The Company currently has two classes of Shares in issue: Ordinary Shares and ZDP Shares. Its Ordinary Shares have been admitted to listing by the UK Listing Authority and traded on the London Stock Exchange since February 1999.  In 2011, the Company implemented a placing of 12,000,000 ZDP Shares in order to refinance its existing bank facilities and those shares have been admitted to listing by the UK Listing Authority and traded on the London Stock Exchange since December 2011.

As at 15 March 2013, the Company had unaudited net assets of £25.573 million (293.11 pence per Ordinary Share) and a market capitalisation of £23.836 million).
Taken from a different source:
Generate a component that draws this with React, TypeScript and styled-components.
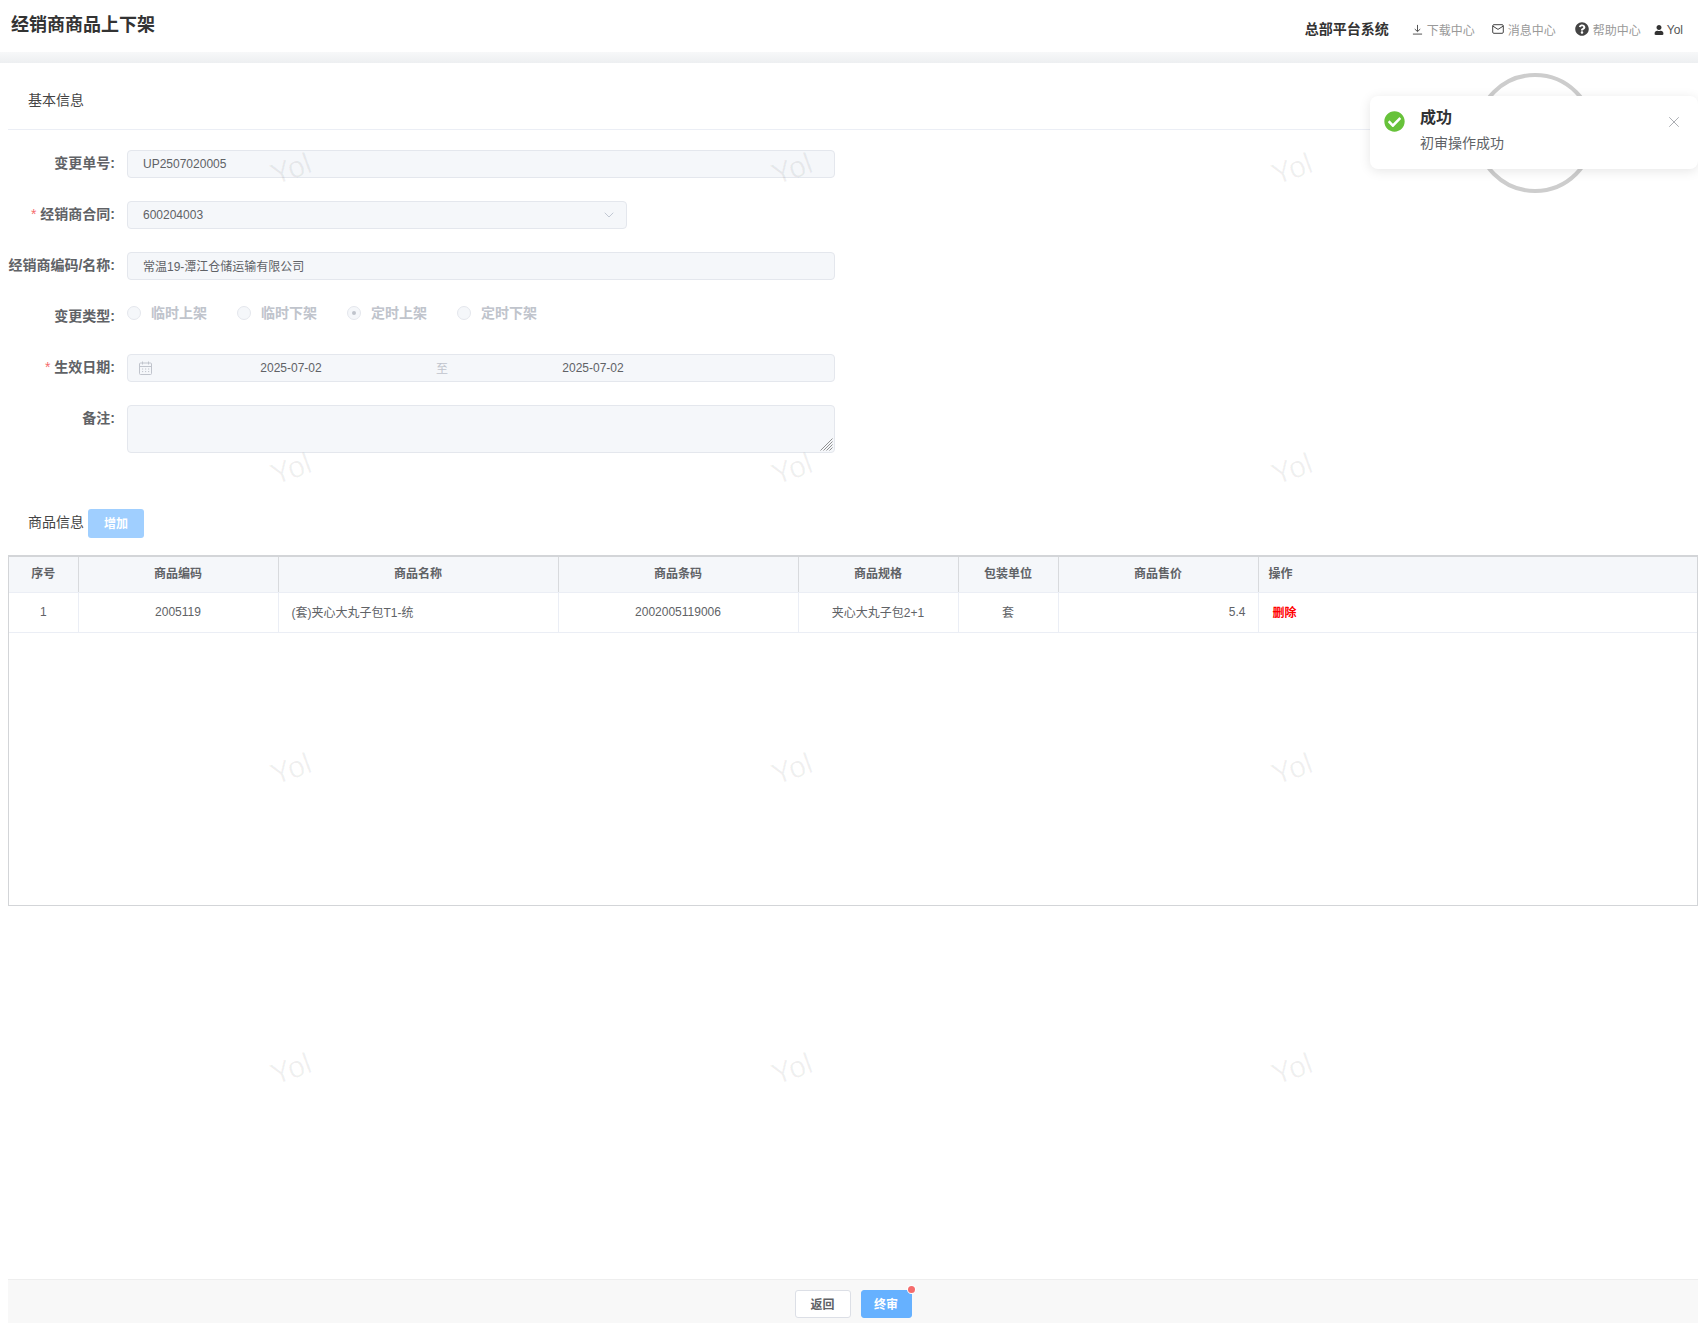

The Company's performance has been strong in both absolute and relative terms as illustrated by the following returns:


Cumulative total return % to 19 March 2013


1 year

3 years

5 years

10 years

NAV

37.7

128.5

143.5

575.2

Ordinary Share price

54.0

193.5

189.1

783.6

Numis Smaller Companies (excluding Investment Companies) Index

23.3

60.6

81.1

349.5

Source: Datastream.

The Directors believe that there is likely to be enhanced market demand for the Ordinary Shares and the ZDP Shares given this strong performance and are therefore seeking to establish arrangements under which the Board has discretion to issue further Shares on a timely basis in response to market demand.

The arrangements have the potential to benefit existing Shareholders as they are designed to enhance secondary market liquidity in the Shares by providing an ongoing source of supply, and to enlarge the Company and thereby reduce the Ongoing Charges Ratio (previously known as the "TER") and, in turn, enhance the Company's ability to pay dividends. To that end, the Directors intend to put in place arrangements to actively market the Company and its Shares.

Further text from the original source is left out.